RPA software vendors go out of their way to remove barriers for developers to get started. You should leverage whatever RPA technology you have the easiest access to. Like learning Java vs C# vs Python, your skills will transfer to different types of RPA software.
Attend a lunch and learn at your job; a meetup, conference, or alumni presentation; or ask resources online for more information. I’m not just painting a rosy picture; it really is easy to get started. If you’ve ever learned a new software package or hacked out some web code you have the skills to succeed. If you’re already a skilled front end, data, LAMP, or especially Windows stack developer, you also have the skills to succeed.
I don’t want to make it sound like everything about learning RPA is easy. How would that be fun? There are definitely challenges. But you can work through them.
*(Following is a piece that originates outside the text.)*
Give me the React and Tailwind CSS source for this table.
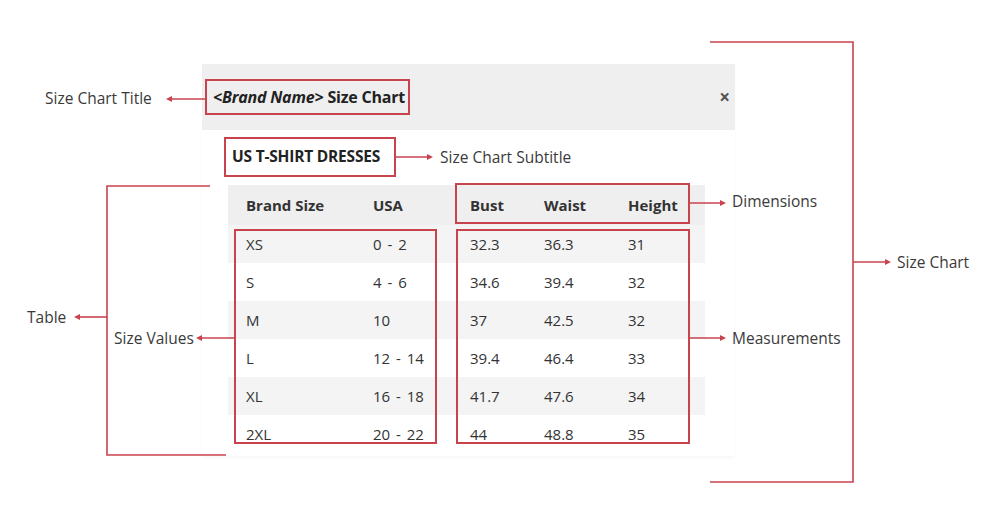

And it’s such a great feeling when you’re past the last defect and the robot reaches steady state.
What advice would you give to other women thinking of getting started with learning RPA?
I encourage you to give RPA a try. For me, it’s been one of the few “revolutions” in my career where the hype is (mostly) real. Some of the business memes about specific RPA scenarios are far-fetched (digital worker for every human worker, bridging every business and technology divide, unrealistic no-money-down “0 to 60” scaling expectations); however, the real impact RPA is having is not.
If you try it, in hindsight I think you will say later that RPA was the right decision. It may still be a little new and crazy now, but you will grow into it, faster than you think.
Thank you to Nikii (Hurzeler) Bond for sharing your story, and for empowering people everywhere to try new things, get out of their comfort zones, and find the career of their dreams.